Exactly repeat the full listing that follows.

*****

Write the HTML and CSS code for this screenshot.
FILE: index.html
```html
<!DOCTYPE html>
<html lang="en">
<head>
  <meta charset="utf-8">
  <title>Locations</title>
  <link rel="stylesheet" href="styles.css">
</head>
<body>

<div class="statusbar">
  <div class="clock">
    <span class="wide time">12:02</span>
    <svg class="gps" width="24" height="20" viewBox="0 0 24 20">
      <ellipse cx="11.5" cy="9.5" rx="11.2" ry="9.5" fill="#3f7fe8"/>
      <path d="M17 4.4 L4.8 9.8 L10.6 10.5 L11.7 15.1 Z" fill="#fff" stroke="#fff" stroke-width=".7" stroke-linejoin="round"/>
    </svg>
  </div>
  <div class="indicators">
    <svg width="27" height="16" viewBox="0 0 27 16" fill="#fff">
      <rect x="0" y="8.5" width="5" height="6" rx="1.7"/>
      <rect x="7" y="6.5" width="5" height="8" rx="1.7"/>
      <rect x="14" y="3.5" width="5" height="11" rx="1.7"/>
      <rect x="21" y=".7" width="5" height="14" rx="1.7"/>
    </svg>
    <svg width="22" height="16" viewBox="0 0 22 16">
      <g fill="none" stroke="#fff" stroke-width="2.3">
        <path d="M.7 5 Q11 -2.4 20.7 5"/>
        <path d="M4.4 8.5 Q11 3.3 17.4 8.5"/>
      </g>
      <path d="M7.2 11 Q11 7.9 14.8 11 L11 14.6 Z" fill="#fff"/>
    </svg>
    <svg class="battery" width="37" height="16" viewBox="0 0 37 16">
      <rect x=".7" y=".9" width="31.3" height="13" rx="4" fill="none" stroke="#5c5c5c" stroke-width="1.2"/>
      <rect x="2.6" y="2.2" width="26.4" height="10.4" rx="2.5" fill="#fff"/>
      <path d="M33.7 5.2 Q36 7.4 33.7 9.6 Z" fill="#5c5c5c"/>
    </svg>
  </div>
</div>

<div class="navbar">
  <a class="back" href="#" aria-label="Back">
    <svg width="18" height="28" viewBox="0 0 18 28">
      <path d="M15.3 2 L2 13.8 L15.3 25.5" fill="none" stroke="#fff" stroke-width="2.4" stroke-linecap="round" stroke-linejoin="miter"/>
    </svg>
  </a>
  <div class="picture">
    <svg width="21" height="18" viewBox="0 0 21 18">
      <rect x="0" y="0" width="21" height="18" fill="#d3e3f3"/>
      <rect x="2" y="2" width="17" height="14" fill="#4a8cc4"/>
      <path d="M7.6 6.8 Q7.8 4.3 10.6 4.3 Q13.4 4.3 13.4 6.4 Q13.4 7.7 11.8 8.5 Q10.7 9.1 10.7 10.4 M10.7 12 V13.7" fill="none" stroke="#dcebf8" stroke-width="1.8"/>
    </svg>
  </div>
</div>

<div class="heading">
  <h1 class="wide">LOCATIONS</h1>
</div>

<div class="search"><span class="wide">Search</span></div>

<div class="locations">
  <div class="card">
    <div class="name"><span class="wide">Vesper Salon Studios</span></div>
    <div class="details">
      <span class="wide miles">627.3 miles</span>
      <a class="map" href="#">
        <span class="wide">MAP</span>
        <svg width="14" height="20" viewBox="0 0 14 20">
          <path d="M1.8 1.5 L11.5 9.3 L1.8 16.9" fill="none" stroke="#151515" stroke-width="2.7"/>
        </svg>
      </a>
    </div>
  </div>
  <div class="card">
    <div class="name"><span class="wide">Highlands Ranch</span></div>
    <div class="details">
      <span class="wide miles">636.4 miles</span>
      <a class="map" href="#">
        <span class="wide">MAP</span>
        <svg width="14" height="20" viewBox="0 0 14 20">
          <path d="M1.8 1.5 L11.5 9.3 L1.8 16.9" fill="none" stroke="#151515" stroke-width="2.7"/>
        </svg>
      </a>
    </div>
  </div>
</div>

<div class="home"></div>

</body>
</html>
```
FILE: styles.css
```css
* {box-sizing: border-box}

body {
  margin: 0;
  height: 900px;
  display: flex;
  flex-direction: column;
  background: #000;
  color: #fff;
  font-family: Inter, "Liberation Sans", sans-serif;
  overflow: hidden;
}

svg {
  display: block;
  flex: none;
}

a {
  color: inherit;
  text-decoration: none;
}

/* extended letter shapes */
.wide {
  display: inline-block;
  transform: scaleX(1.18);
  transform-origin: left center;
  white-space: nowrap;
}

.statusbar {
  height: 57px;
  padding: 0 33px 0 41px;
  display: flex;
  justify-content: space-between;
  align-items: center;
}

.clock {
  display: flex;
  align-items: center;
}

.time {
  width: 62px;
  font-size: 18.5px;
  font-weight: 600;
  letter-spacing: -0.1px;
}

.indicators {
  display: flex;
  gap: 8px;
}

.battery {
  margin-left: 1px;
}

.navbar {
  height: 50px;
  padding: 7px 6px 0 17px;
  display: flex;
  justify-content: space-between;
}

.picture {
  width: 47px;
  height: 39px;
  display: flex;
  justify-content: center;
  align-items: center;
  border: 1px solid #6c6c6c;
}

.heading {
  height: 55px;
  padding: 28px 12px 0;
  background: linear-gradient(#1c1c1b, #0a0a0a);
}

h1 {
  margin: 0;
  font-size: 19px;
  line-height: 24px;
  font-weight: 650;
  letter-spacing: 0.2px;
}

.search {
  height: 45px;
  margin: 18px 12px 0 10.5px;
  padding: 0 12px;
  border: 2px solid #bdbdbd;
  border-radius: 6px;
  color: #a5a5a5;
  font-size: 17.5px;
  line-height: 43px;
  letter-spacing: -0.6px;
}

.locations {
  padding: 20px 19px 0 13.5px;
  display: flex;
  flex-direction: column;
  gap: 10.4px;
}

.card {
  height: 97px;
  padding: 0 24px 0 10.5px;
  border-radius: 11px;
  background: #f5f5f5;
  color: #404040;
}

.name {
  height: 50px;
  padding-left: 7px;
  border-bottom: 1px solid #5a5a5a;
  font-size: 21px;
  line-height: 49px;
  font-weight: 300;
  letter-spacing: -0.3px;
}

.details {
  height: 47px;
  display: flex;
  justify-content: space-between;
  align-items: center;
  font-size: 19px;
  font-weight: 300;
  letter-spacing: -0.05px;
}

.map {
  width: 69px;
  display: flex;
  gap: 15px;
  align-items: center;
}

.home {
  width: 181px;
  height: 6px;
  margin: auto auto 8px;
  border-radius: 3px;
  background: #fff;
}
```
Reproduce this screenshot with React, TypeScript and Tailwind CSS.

*****

CORRECT RESPONSE:
Write the HTML and CSS code for this screenshot.
FILE: index.html
```html
<!DOCTYPE html>
<html lang="en">
<head>
  <meta charset="utf-8">
  <title>Locations</title>
  <link rel="stylesheet" href="styles.css">
</head>
<body>

<div class="statusbar">
  <div class="clock">
    <span class="wide time">12:02</span>
    <svg class="gps" width="24" height="20" viewBox="0 0 24 20">
      <ellipse cx="11.5" cy="9.5" rx="11.2" ry="9.5" fill="#3f7fe8"/>
      <path d="M17 4.4 L4.8 9.8 L10.6 10.5 L11.7 15.1 Z" fill="#fff" stroke="#fff" stroke-width=".7" stroke-linejoin="round"/>
    </svg>
  </div>
  <div class="indicators">
    <svg width="27" height="16" viewBox="0 0 27 16" fill="#fff">
      <rect x="0" y="8.5" width="5" height="6" rx="1.7"/>
      <rect x="7" y="6.5" width="5" height="8" rx="1.7"/>
      <rect x="14" y="3.5" width="5" height="11" rx="1.7"/>
      <rect x="21" y=".7" width="5" height="14" rx="1.7"/>
    </svg>
    <svg width="22" height="16" viewBox="0 0 22 16">
      <g fill="none" stroke="#fff" stroke-width="2.3">
        <path d="M.7 5 Q11 -2.4 20.7 5"/>
        <path d="M4.4 8.5 Q11 3.3 17.4 8.5"/>
      </g>
      <path d="M7.2 11 Q11 7.9 14.8 11 L11 14.6 Z" fill="#fff"/>
    </svg>
    <svg class="battery" width="37" height="16" viewBox="0 0 37 16">
      <rect x=".7" y=".9" width="31.3" height="13" rx="4" fill="none" stroke="#5c5c5c" stroke-width="1.2"/>
      <rect x="2.6" y="2.2" width="26.4" height="10.4" rx="2.5" fill="#fff"/>
      <path d="M33.7 5.2 Q36 7.4 33.7 9.6 Z" fill="#5c5c5c"/>
    </svg>
  </div>
</div>

<div class="navbar">
  <a class="back" href="#" aria-label="Back">
    <svg width="18" height="28" viewBox="0 0 18 28">
      <path d="M15.3 2 L2 13.8 L15.3 25.5" fill="none" stroke="#fff" stroke-width="2.4" stroke-linecap="round" stroke-linejoin="miter"/>
    </svg>
  </a>
  <div class="picture">
    <svg width="21" height="18" viewBox="0 0 21 18">
      <rect x="0" y="0" width="21" height="18" fill="#d3e3f3"/>
      <rect x="2" y="2" width="17" height="14" fill="#4a8cc4"/>
      <path d="M7.6 6.8 Q7.8 4.3 10.6 4.3 Q13.4 4.3 13.4 6.4 Q13.4 7.7 11.8 8.5 Q10.7 9.1 10.7 10.4 M10.7 12 V13.7" fill="none" stroke="#dcebf8" stroke-width="1.8"/>
    </svg>
  </div>
</div>

<div class="heading">
  <h1 class="wide">LOCATIONS</h1>
</div>

<div class="search"><span class="wide">Search</span></div>

<div class="locations">
  <div class="card">
    <div class="name"><span class="wide">Vesper Salon Studios</span></div>
    <div class="details">
      <span class="wide miles">627.3 miles</span>
      <a class="map" href="#">
        <span class="wide">MAP</span>
        <svg width="14" height="20" viewBox="0 0 14 20">
          <path d="M1.8 1.5 L11.5 9.3 L1.8 16.9" fill="none" stroke="#151515" stroke-width="2.7"/>
        </svg>
      </a>
    </div>
  </div>
  <div class="card">
    <div class="name"><span class="wide">Highlands Ranch</span></div>
    <div class="details">
      <span class="wide miles">636.4 miles</span>
      <a class="map" href="#">
        <span class="wide">MAP</span>
        <svg width="14" height="20" viewBox="0 0 14 20">
          <path d="M1.8 1.5 L11.5 9.3 L1.8 16.9" fill="none" stroke="#151515" stroke-width="2.7"/>
        </svg>
      </a>
    </div>
  </div>
</div>

<div class="home"></div>

</body>
</html>
```
FILE: styles.css
```css
* {box-sizing: border-box}

body {
  margin: 0;
  height: 900px;
  display: flex;
  flex-direction: column;
  background: #000;
  color: #fff;
  font-family: Inter, "Liberation Sans", sans-serif;
  overflow: hidden;
}

svg {
  display: block;
  flex: none;
}

a {
  color: inherit;
  text-decoration: none;
}

/* extended letter shapes */
.wide {
  display: inline-block;
  transform: scaleX(1.18);
  transform-origin: left center;
  white-space: nowrap;
}

.statusbar {
  height: 57px;
  padding: 0 33px 0 41px;
  display: flex;
  justify-content: space-between;
  align-items: center;
}

.clock {
  display: flex;
  align-items: center;
}

.time {
  width: 62px;
  font-size: 18.5px;
  font-weight: 600;
  letter-spacing: -0.1px;
}

.indicators {
  display: flex;
  gap: 8px;
}

.battery {
  margin-left: 1px;
}

.navbar {
  height: 50px;
  padding: 7px 6px 0 17px;
  display: flex;
  justify-content: space-between;
}

.picture {
  width: 47px;
  height: 39px;
  display: flex;
  justify-content: center;
  align-items: center;
  border: 1px solid #6c6c6c;
}

.heading {
  height: 55px;
  padding: 28px 12px 0;
  background: linear-gradient(#1c1c1b, #0a0a0a);
}

h1 {
  margin: 0;
  font-size: 19px;
  line-height: 24px;
  font-weight: 650;
  letter-spacing: 0.2px;
}

.search {
  height: 45px;
  margin: 18px 12px 0 10.5px;
  padding: 0 12px;
  border: 2px solid #bdbdbd;
  border-radius: 6px;
  color: #a5a5a5;
  font-size: 17.5px;
  line-height: 43px;
  letter-spacing: -0.6px;
}

.locations {
  padding: 20px 19px 0 13.5px;
  display: flex;
  flex-direction: column;
  gap: 10.4px;
}

.card {
  height: 97px;
  padding: 0 24px 0 10.5px;
  border-radius: 11px;
  background: #f5f5f5;
  color: #404040;
}

.name {
  height: 50px;
  padding-left: 7px;
  border-bottom: 1px solid #5a5a5a;
  font-size: 21px;
  line-height: 49px;
  font-weight: 300;
  letter-spacing: -0.3px;
}

.details {
  height: 47px;
  display: flex;
  justify-content: space-between;
  align-items: center;
  font-size: 19px;
  font-weight: 300;
  letter-spacing: -0.05px;
}

.map {
  width: 69px;
  display: flex;
  gap: 15px;
  align-items: center;
}

.home {
  width: 181px;
  height: 6px;
  margin: auto auto 8px;
  border-radius: 3px;
  background: #fff;
}
```
Reproduce this screenshot with React, TypeScript and Tailwind CSS.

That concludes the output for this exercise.